The practical training involves the core elements of what an installer is likely to do in terms of programming and installation such as lighting, heating and blind controls and using sensors. There’s also “lots of hands-on” work with KNX equipment and laptops and the ETS “so people get really familiar with the ways you can set up the system”.
The theoretical side of training looks at how electrical signals are transmitted from one device to another, the structure of the “telegram” – the means by which the devices speak to each other across the network, and why the wiring should be laid out in a specific way.
Stephen also says that elements of what is considered internationally as part of the advanced course is also included in Ivory Egg’s basic training “as it helps professionals to become more effective, more quickly”.
Although he is looking to run advanced courses in the near future.

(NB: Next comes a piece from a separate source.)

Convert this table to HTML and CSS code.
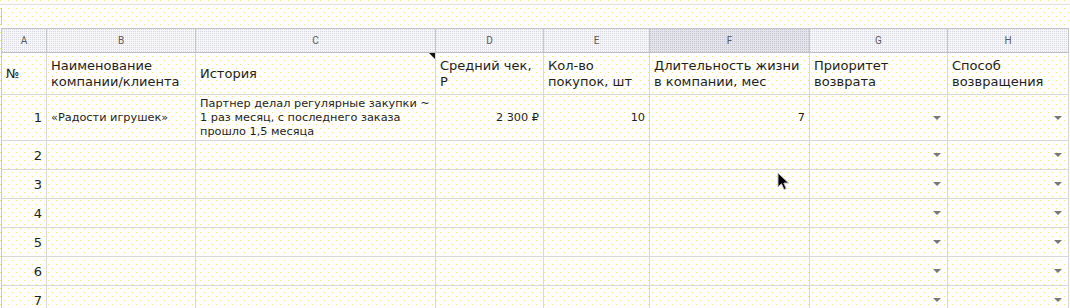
FILE: index.html
```html
<!DOCTYPE html>
<html lang="ru">
<head>
<meta charset="utf-8">
<link rel="stylesheet" href="styles.css">
</head>
<body>
<div class="sheet">
  <div class="topbar"><div class="topline"><div class="fx"></div></div></div>
  <div class="grid">
    <div class="ch">A</div>
    <div class="ch">B</div>
    <div class="ch">C</div>
    <div class="ch">D</div>
    <div class="ch">E</div>
    <div class="ch sel">F</div>
    <div class="ch">G</div>
    <div class="ch">H</div>

    <div class="c hd">№</div>
    <div class="c hd">Наименование<br>компании/клиента</div>
    <div class="c hd note">История</div>
    <div class="c hd">Средний чек,<br>Р</div>
    <div class="c hd">Кол-во<br>покупок, шт</div>
    <div class="c hd">Длительность жизни<br>в компании, мес</div>
    <div class="c hd">Приоритет<br>возврата</div>
    <div class="c hd">Способ<br>возвращения</div>

    <div class="c num">1</div>
    <div class="c sm">«Радости игрушек»</div>
    <div class="c sm hist">Партнер делал регулярные закупки ~<br>1 раз месяц, с последнего заказа<br>прошло 1,5 месяца</div>
    <div class="c sm right">2 300 ₽</div>
    <div class="c sm right">10</div>
    <div class="c sm right">7</div>
    <div class="c dd"><span class="arrow"></span></div>
    <div class="c dd"><span class="arrow"></span></div>

    <div class="c num">2</div><div class="c"></div><div class="c"></div><div class="c"></div><div class="c"></div><div class="c"></div><div class="c dd"><span class="arrow"></span></div><div class="c dd"><span class="arrow"></span></div>
    <div class="c num">3</div><div class="c"></div><div class="c"></div><div class="c"></div><div class="c"></div><div class="c"></div><div class="c dd"><span class="arrow"></span></div><div class="c dd"><span class="arrow"></span></div>
    <div class="c num">4</div><div class="c"></div><div class="c"></div><div class="c"></div><div class="c"></div><div class="c"></div><div class="c dd"><span class="arrow"></span></div><div class="c dd"><span class="arrow"></span></div>
    <div class="c num">5</div><div class="c"></div><div class="c"></div><div class="c"></div><div class="c"></div><div class="c"></div><div class="c dd"><span class="arrow"></span></div><div class="c dd"><span class="arrow"></span></div>
    <div class="c num">6</div><div class="c"></div><div class="c"></div><div class="c"></div><div class="c"></div><div class="c"></div><div class="c dd"><span class="arrow"></span></div><div class="c dd"><span class="arrow"></span></div>
    <div class="c num">7</div><div class="c"></div><div class="c"></div><div class="c"></div><div class="c"></div><div class="c"></div><div class="c dd"><span class="arrow"></span></div><div class="c dd"><span class="arrow"></span></div>
  </div>
  <svg class="cursor" width="13" height="20" viewBox="0 0 13 20">
    <path d="M1 1 L1 15 L4.5 11.8 L7 17.5 L9.2 16.6 L6.8 11 L11.5 11 Z" fill="#000" stroke="#bdbdbd" stroke-width="1" stroke-linejoin="round"/>
  </svg>
</div>
</body>
</html>
```
FILE: styles.css
```css
html, body {
  margin: 0;
  padding: 0;
}
body {
  width: 1070px;
  height: 308px;
  overflow: hidden;
  background-color: #fdfdff;
  background-image:
    conic-gradient(at 1px 1px, transparent 75%, #f2ea6e 0),
    conic-gradient(at 1px 1px, transparent 75%, #f2ea6e 0);
  background-size: 8px 8px;
  background-position: 0 0, 4px 4px;
  font-family: "DejaVu Sans", sans-serif;
  color: #1f1f1f;
}
.sheet {
  position: relative;
}
.topbar {
  height: 28px;
  padding-top: 4px;
  box-sizing: border-box;
}
.topline {
  height: 100%;
  border-top: 1px solid #e2e2da;
  box-sizing: border-box;
  display: flex;
}
.fx {
  width: 1px;
  height: 17px;
  margin-top: 3px;
  margin-left: 1px;
  background: #c4c4c8;
}
.grid {
  display: grid;
  grid-template-columns: 45px 149px 240px 108px 106px 160px 138px 121px;
  grid-template-rows: 24px 42px 46px repeat(6, 29px);
  margin-left: 1px;
  width: 1068px;
  box-sizing: border-box;
  border-left: 1px solid #c8c8cc;
  border-top: 1px solid #c4c4c8;
}
.ch {
  box-sizing: border-box;
  border-right: 1px solid #c6c6ca;
  border-bottom: 1px solid #c0c0c4;
  display: flex;
  align-items: center;
  justify-content: center;
  font-family: Roboto, "Liberation Sans", sans-serif;
  font-size: 10px;
  color: #5a5a5e;
  background-color: #f6f6f9;
  background-image: conic-gradient(at 1px 1px, transparent 75%, #d8d8e0 0);
  background-size: 2px 2px;
}
.ch.sel {
  background-color: #e4e4ea;
  background-image: conic-gradient(at 1px 1px, transparent 75%, #c4c4ce 0);
}
.c {
  box-sizing: border-box;
  border-right: 1px solid #d8d8d8;
  border-bottom: 1px solid #d8d8d8;
  display: flex;
  align-items: center;
  padding: 0 4px;
  position: relative;
  min-width: 0;
}
.hd {
  font-size: 13px;
  line-height: 16px;
  color: #1f1f1f;
}
.num {
  justify-content: flex-end;
  font-size: 13px;
  color: #1f1f1f;
}
.sm {
  font-size: 11.3px;
  line-height: 14px;
  color: #1f1f1f;
  white-space: nowrap;
}
.right {
  justify-content: flex-end;
}
.dd {
  justify-content: flex-end;
  padding-right: 6px;
}
.arrow {
  width: 0;
  height: 0;
  border-left: 4px solid transparent;
  border-right: 4px solid transparent;
  border-top: 4px solid #787878;
}
.note::after {
  content: "";
  position: absolute;
  top: 0;
  right: 0;
  width: 0;
  height: 0;
  border-top: 6px solid #111;
  border-left: 6px solid transparent;
}
.cursor {
  position: absolute;
  left: 777px;
  top: 172px;
}
```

“There is some really good material in the advanced course, which is why we include some of it in our basic course too,” he says. “I think for the average installer a lot of the theory and more in-depth information about how the devices talk to one another won’t be that relevant to a huge number of jobs that they are going to do. But we do get asked for advanced courses so we will be fitting some in.”
In the meantime, Stephen says his feedback is that around 95% of those who go through the KNX basic training course would recommend it and that, in a growing sector of the building market, many companies are seeing immediate returns on their investment.
“We have a lot of fun on the courses but it’s also clear that people see the value in them and consider it time well spent.”